El silencio es también una oportunidad para comprender los modos de hacer de estos tiempos. Detenerse, observar, analizar, comprender, conceder el sentido de otras opciones, evitar los juicios, sostener la conversación, aun sin ofrecer palabras. El relato y el drama bien pueden ser reemplazados por la imagen, pero cierto tipo de experimentación poética no podrá encontrar un lugar en ese reservorio ruidoso. Probablemente, como sugiere Steiner, no hallen inicialmente interlocutores, pero podrán proyectarse hacia el futuro, como posibilidad para nuevos e insospechados diálogos. Si la novela ha sido cimentada por la primera modernidad capitalista, la producción audiovisual es su cúpula con destellos impresionantes. Poco podemos esperar como humanidad si profundizamos este presente “como episodio de la autodefinición personal, del egoísmo en el sentido propio, entre muchas eras históricas anteriores y posteriores al ser colectivo. Tal colectividad cambiaría la naturaleza del arte y la literatura. La voz del hombre sería nuevamente coral.” (En Lenguaje y silencio. Madrid: Gedisa, 2003, p. 318)
Es tiempo de volver la página. “Para elaborar una buena prosa es preciso subir tres escalones: el musical en el que hay que componerla -ritmo, tonos, armonías, discordancias, sintaxis y más-, el arquitectónico, en el que hay que construirla -una historia, un esquema base, las herencias y las deudas familiares, los prototipos significantes consolidados-, y el textil, en el que hay que tejerla -la comunicación, la voz que reúne, la que permite visibilizar el futuro, uno con verbos”.( Benjamin, en Calle de dirección única. Madrid: Alfaguara, 1998: p. 37) Puede abrirse la sugerencia a otros formatos, el poema encontrará su forma en otras tradiciones, la interacción dramática recuperará el ritmo de la conversación sincera, el relato se deberá al desafío de combinar las tres dimensiones. El aforismo invita al comentario, es inevitable en nuestros tiempos de supuesto alfabetismo extendido y de evidente desvanecimiento de las tramas que sostuvieran las prácticas verbales.

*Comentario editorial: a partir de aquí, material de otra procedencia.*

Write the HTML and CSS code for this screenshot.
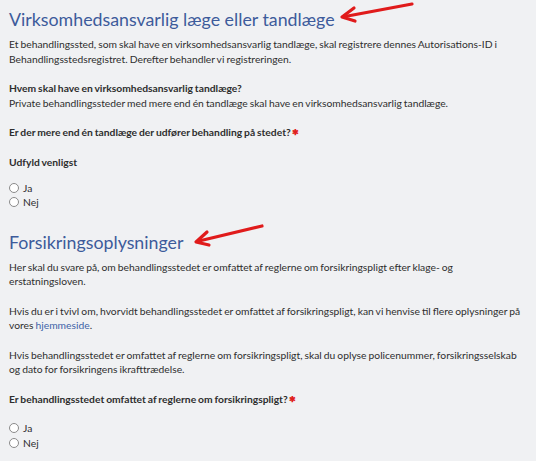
FILE: index.html
```html
<!DOCTYPE html>
<html lang="da">
<head>
<meta charset="utf-8">
<link rel="stylesheet" href="styles.css">
</head>
<body>
<main class="page">
  <section class="section">
    <h2 class="title">Virksomhedsansvarlig læge eller tandlæge</h2>
    <p class="text">Et behandlingssted, som skal have en virksomhedsansvarlig tandlæge, skal registrere dennes Autorisations-ID i Behandlingsstedsregistret. Derefter behandler vi registreringen.</p>
    <p class="text"><strong>Hvem skal have en virksomhedsansvarlig tandlæge?</strong><br>Private behandlingssteder med mere end én tandlæge skal have en virksomhedsansvarlig tandlæge.</p>
    <p class="question">Er der mere end én tandlæge der udfører behandling på stedet?<span class="req">✱</span></p>
    <p class="question short">Udfyld venligst</p>
    <div class="radios">
      <label class="radio"><span class="circle"></span>Ja</label>
      <label class="radio"><span class="circle"></span>Nej</label>
    </div>
  </section>
  <section class="section second">
    <h2 class="title">Forsikringsoplysninger</h2>
    <p class="text">Her skal du svare på, om behandlingsstedet er omfattet af reglerne om forsikringspligt efter klage- og erstatningsloven.</p>
    <p class="text">Hvis du er i tvivl om, hvorvidt behandlingsstedet er omfattet af forsikringspligt, kan vi henvise til flere oplysninger på vores <a class="link" href="#">hjemmeside</a>.</p>
    <p class="text">Hvis behandlingsstedet er omfattet af reglerne om forsikringspligt, skal du oplyse policenummer, forsikringsselskab og dato for forsikringens ikrafttrædelse.</p>
    <p class="question">Er behandlingsstedet omfattet af reglerne om forsikringspligt?<span class="req">✱</span></p>
    <div class="radios">
      <label class="radio"><span class="circle"></span>Ja</label>
      <label class="radio"><span class="circle"></span>Nej</label>
    </div>
  </section>
</main>
<svg class="arrow arrow1" width="80" height="24" viewBox="0 0 80 24"><path d="M74 4 L7 16.5" stroke="#e01b1b" stroke-width="3.2" stroke-linecap="round" fill="none"/><path d="M16 8 L4 17 L17 21" stroke="#e01b1b" stroke-width="3.2" stroke-linecap="round" stroke-linejoin="round" fill="none"/></svg>
<svg class="arrow arrow2" width="80" height="26" viewBox="0 0 80 26"><path d="M70 4 L7 19" stroke="#e01b1b" stroke-width="3.2" stroke-linecap="round" fill="none"/><path d="M15 10 L4 20 L17 23" stroke="#e01b1b" stroke-width="3.2" stroke-linecap="round" stroke-linejoin="round" fill="none"/></svg>
</body>
</html>
```
FILE: styles.css
```css
html, body {
  margin: 0;
  padding: 0;
  background: #f0f1f3;
}
body {
  position: relative;
  width: 536px;
  height: 461px;
  overflow: hidden;
  font-family: Lato, "Open Sans", sans-serif;
  color: #2e2e2e;
  font-size: 10.3px;
  line-height: 14.5px;
  word-spacing: -0.6px;
}
.page {
  padding: 7px 12px 0 9px;
}
.title {
  margin: 0 0 6px 0;
  font-weight: 400;
  font-size: 17.8px;
  line-height: 24px;
  color: #3d5b9b;
  word-spacing: 0;
}
.text {
  margin: 0 0 15px 0;
}
.question {
  margin: 0 0 15px 0;
  font-weight: 700;
}
.question.short {
  margin-bottom: 11.5px;
}
.req {
  color: #e02020;
  font-size: 8px;
  margin-left: 1px;
  vertical-align: 1px;
}
.link {
  color: #3e63a8;
  text-decoration: none;
}
.radios {
  display: flex;
  flex-direction: column;
}
.radio {
  display: flex;
  align-items: center;
  gap: 4px;
  height: 14.5px;
}
.circle {
  width: 8px;
  height: 8px;
  border: 1px solid #8a8a8a;
  border-radius: 50%;
  background: #fff;
}
.second {
  margin-top: 20px;
}
.arrow {
  position: absolute;
}
.arrow1 {
  left: 338px;
  top: 0;
}
.arrow2 {
  left: 192px;
  top: 222px;
}
```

“Para escribir es preciso empezar a escucharnos” afirma en una entrevista la poeta y editora patagónica Aixa Rava, lo que sin duda es cierto. Pero no alcanza con que la voz personal nos interpele, nos invite a la discusión -o a la disconformidad. Para escribir es preciso empezar, volver, a escuchar a otres: la necesidad de reconocer otras voces como parte de la propia historia, para reconocer sus juegos, para descubrir la arquitectura que les cobija, para explorar universos que obligan a levantar la mirada. Y, por fin, para comprender que la escritura vino a salvar la distancia respecto de otres, en nuestros presentes, en nuestros territorios, con quienes vendrán a indagar las razones de los suyos.